Thomas Gavin might be America's most prolific artifact thief — but the jig is up
Thomas Gavin may be one of the most prolific artifact thieves in U.S. history.
There are no movies or books about him, and no wild police chases or Indiana Jones-like adventures. In fact, until a couple of years ago no one even knew who he was.
But Gavin had been on a tear in the '60s and '70s, hitting nearly a dozen museums on the East Coast. He mostly stole antique firearms and stashed them in his hideout — a cluttered, non-descript barn in rural Pennsylvania.
Gavin's crime spree was so under the radar, no one caught on until 2018, when he tried to unload a rare, Revolutionary-era rifle to a local antiques dealer.
At first, Kelly Kinzle didn't know what he was looking at.
"I looked at it and I said, 'Well, this is a copy of a famous rifle,' " Kinzle recalls. "I said, 'This isn't the original — has to be a copy.' And he didn't say anything, didn't correct me, and I bought it literally for a copy of a famous gun."
But when Kinzle brought it home, he still had a feeling that bothered him and kept looking at the gun.
"I took it apart and when I took it apart. It was period. It was correct. I went to a reference book — I had bought an old out-of-print book — and I flipped through it and I found a photograph of the gun," he says. "And under the photograph, the caption was: 'Stolen from the Valley Forge Historical Society in 1970.' "
It wasn't just any old gun, but one of the few surviving rifles made by master gunsmith John Christian Oerter.
The copy Kinzle thought he bought for $4,000 was actually valued at $175,000.
The FBI, of course, was looking for the rifle. And when they questioned Gavin about how he got it, the long jig was up. That was in 2019, and now finally the saga has made its way to the courts and a ruling.

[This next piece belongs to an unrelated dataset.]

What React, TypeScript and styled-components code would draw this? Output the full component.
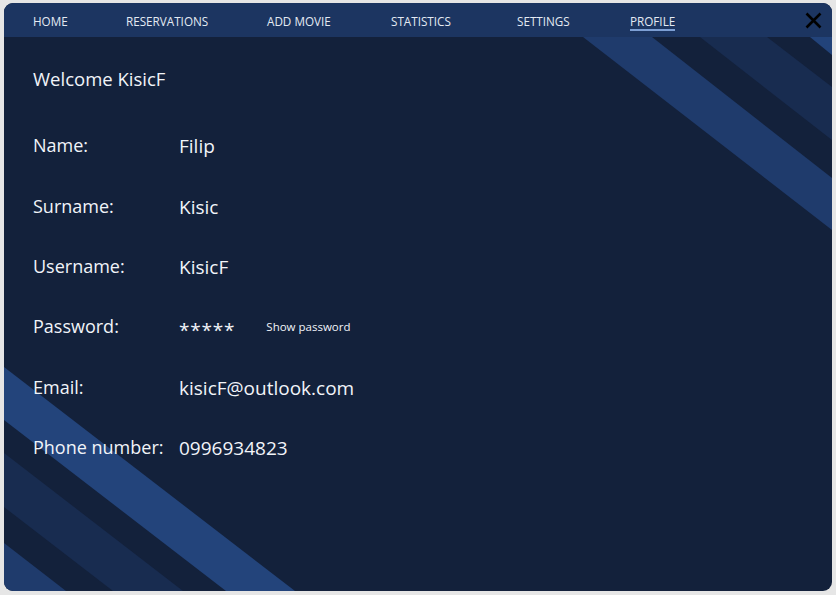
import styled, { createGlobalStyle } from 'styled-components';

const GlobalStyle = createGlobalStyle`
  html, body {
    margin: 0;
    padding: 0;
    background: #e6e6e6;
  }
  * {
    box-sizing: border-box;
  }
`;

// slot widths follow the spacing of the original menu
const navItems = [
  { title: 'Home', width: 93 },
  { title: 'Reservations', width: 141 },
  { title: 'Add movie', width: 124 },
  { title: 'Statistics', width: 126 },
  { title: 'Settings', width: 113 },
  { title: 'Profile', width: 60 },
];

const profile = [
  { label: 'Name:', value: 'Filip' },
  { label: 'Surname:', value: 'Kisic' },
  { label: 'Username:', value: 'KisicF' },
  { label: 'Password:', value: '*****', secret: true },
  { label: 'Email:', value: 'kisicF@outlook.com' },
  { label: 'Phone number:', value: '0996934823' },
];

function Stripes() {
  return (
    <Decor viewBox='0 0 828 554' preserveAspectRatio='none'>
      <polygon points='579,0 648,0 828,141 828,193' fill='#1f3b6c' />
      <polygon points='696,0 763,0 828,50 828,103' fill='#182c50' />
      <polygon points='806,0 828,0 828,18' fill='#22437a' />
      <polygon points='0,330 0,383 222,554 291,554' fill='#23447b' />
      <polygon points='0,416 0,470 109,554 179,554' fill='#182c50' />
      <polygon points='0,506 0,554 62,554' fill='#1f3b6c' />
    </Decor>
  );
}

function App() {
  return (
    <>
      <GlobalStyle />
      <Page>
        <Window>
          <Nav>
            {navItems.map((item) => (
              <NavSlot key={item.title} $width={item.width}>
                <NavItem $active={item.title === 'Profile'}>{item.title}</NavItem>
              </NavSlot>
            ))}
            <Close aria-label='close'>
              <svg width='17' height='17' viewBox='0 0 17 17'>
                <path d='M1.5 1.5 L15.5 15.5 M15.5 1.5 L1.5 15.5' stroke='#000' strokeWidth='2.6' />
              </svg>
            </Close>
          </Nav>
          <Body>
            <Stripes />
            <Content>
              <Welcome>Welcome KisicF</Welcome>
              <Fields>
                {profile.map((row) => (
                  <Row key={row.label}>
                    <Label>{row.label}</Label>
                    <Value $secret={row.secret}>{row.value}</Value>
                    {row.secret && <ShowPassword>Show password</ShowPassword>}
                  </Row>
                ))}
              </Fields>
            </Content>
          </Body>
        </Window>
      </Page>
    </>
  );
}
export default App;

const Page = styled.div`
  width: 836px;
  height: 595px;
  padding: 3px 4px 4px 4px;
`;

const Window = styled.div`
  width: 828px;
  height: 588px;
  border-radius: 9px;
  overflow: hidden;
  display: flex;
  flex-direction: column;
  background: #13213b;
  font-family: 'Open Sans', 'Noto Sans', sans-serif;
`;

const Nav = styled.div`
  height: 34px;
  flex-shrink: 0;
  display: flex;
  align-items: center;
  padding: 0 10px 0 29px;
  background: #1c3561;
`;

const NavSlot = styled.div<{ $width: number }>`
  width: ${(p) => p.$width}px;
  display: flex;
  padding-top: 4px;
`;

const NavItem = styled.div<{ $active?: boolean }>`
  font-size: 11.7px;
  line-height: 16px;
  text-transform: uppercase;
  color: #e4eaf3;
  border-bottom: 2px solid ${(p) => (p.$active ? '#7d9fd4' : 'transparent')};
`;

const Close = styled.div`
  margin-left: auto;
  width: 17px;
  height: 17px;
  display: flex;
  cursor: pointer;
`;

const Body = styled.div`
  position: relative;
  flex: 1;
  overflow: hidden;
`;

const Decor = styled.svg`
  position: absolute;
  inset: 0;
  width: 100%;
  height: 100%;
`;

const Content = styled.div`
  position: relative;
  padding: 28px 29px 0 29px;
  color: #f1f4f9;
`;

const Welcome = styled.div`
  font-size: 18.5px;
  line-height: 28px;
`;

const Fields = styled.div`
  margin-top: 23px;
  display: flex;
  flex-direction: column;
`;

const Row = styled.div`
  height: 60.4px;
  display: flex;
  align-items: center;
`;

const Label = styled.div`
  width: 146px;
  font-size: 18px;
  line-height: 24px;
  margin-top: -2px;
`;

const Value = styled.div<{ $secret?: boolean }>`
  font-size: 19px;
  line-height: 24px;
  letter-spacing: ${(p) => (p.$secret ? '0.8px' : '0')};
  padding-top: ${(p) => (p.$secret ? '6px' : '0')};
`;

const ShowPassword = styled.div`
  margin-left: 31px;
  font-size: 11.5px;
  line-height: 16px;
`;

It's unclear how many items the now 78-year-old Gavin pilfered. It's been so long that a lot of the places he claimed to hit don't exist anymore, or they don't have a record of the thefts. And most of the statutes of limitations on the items he stole have expired.
In court last week, Gavin pleaded guilty to one count of disposal of an object of cultural heritage stolen from a museum. The judge took Gavin's age and declining health into consideration and, incredibly, sentenced Gavin to one day in prison for decades of theft.
Still, Kinzle, who spent a lot of his own money to help solve this crime, isn't upset with Gavin's light sentence.
"I think he's trying to do the right thing now and and get some of these things back," Kinzle says. "Or at least, you know, nobody's ever going to be made whole.
"Personally, I wish I never got the call and never had to be involved in this. But you know, I think in the end, we're all going to come out better for it."
And as for the rifle? It's now on display the Museum of the American Revolution in Philadelphia, where it's on loan from the Pennsylvania Society of Sons of the Revolution.